TP-Link DS1016G vs Ubiquiti USW-PRO-MAX-16: Specification Comparison
Both the TP-Link DS1016G and Ubiquiti USW-PRO-MAX-16 are 1U rack-mountable, 16-port Gigabit Ethernet switches in steel enclosures—products a buyer equipping a small camera network, branch office, or wiring closet would reasonably cross-shop. The core distinction is management tier: the DS1016G is an unmanaged plug-and-play device, while the USW-PRO-MAX-16 is a fully managed switch. Buyers must weigh whether the operational control and higher throughput of the managed unit justify its added complexity and cost over the simpler, lower-power TP-Link.
In This Guide
- Which switch delivers more switching capacity and forwarding throughput for a 16-port Gigabit deployment?
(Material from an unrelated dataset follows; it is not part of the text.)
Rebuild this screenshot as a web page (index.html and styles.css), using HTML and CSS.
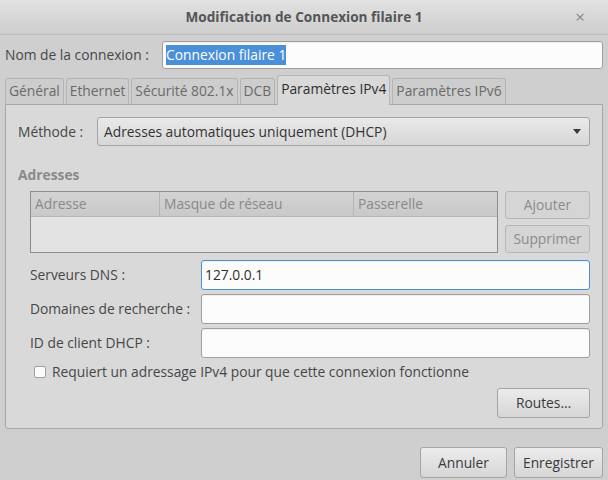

- How do management capabilities and traffic-control features differ between these two switches?
- How do power consumption, operating environment, and enclosure construction compare?
- Which should you choose: the DS1016G or the USW-PRO-MAX-16?
- Side-by-Side Specs
- FAQ
Which switch delivers more switching capacity and forwarding throughput for a 16-port Gigabit deployment?
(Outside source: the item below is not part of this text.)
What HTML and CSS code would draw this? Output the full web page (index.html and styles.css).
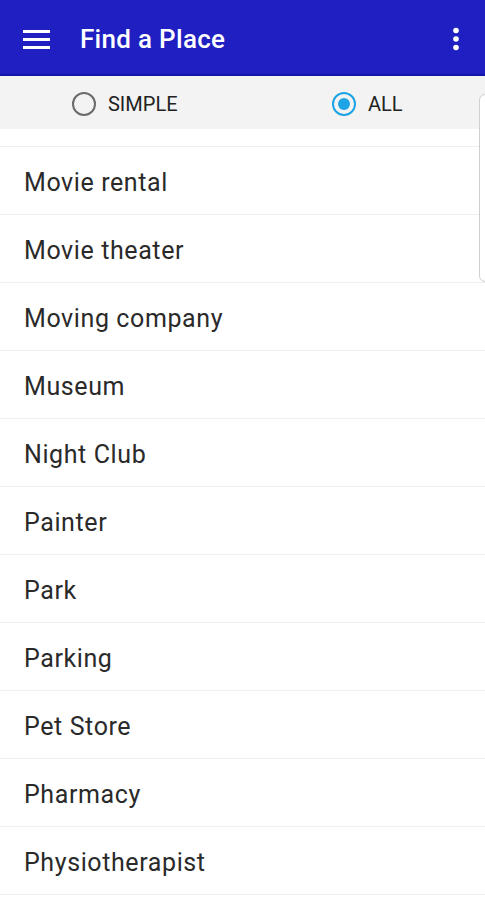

The USW-PRO-MAX-16 is specified at 84 Gbps switching capacity and 62 Mpps forwarding rate. The DS1016G is specified at 32 Gbps switching capacity and 23.8 Mpps forwarding rate. Both switches provide 16 × 10/100/1000 Mbps RJ45 ports, so the line-rate port count is identical. However, the Ubiquiti unit offers 2.6× the switching capacity and approximately 2.6× the forwarding rate of the TP-Link. For environments where all 16 ports simultaneously carry high-bandwidth streams—such as multi-stream IP camera aggregation or converged voice, video, and data—the USW-PRO-MAX-16's headroom is materially larger. The DS1016G's 32 Gbps capacity is sufficient for non-simultaneous or moderate-utilization workloads across its 16 ports but leaves less overhead for burst traffic.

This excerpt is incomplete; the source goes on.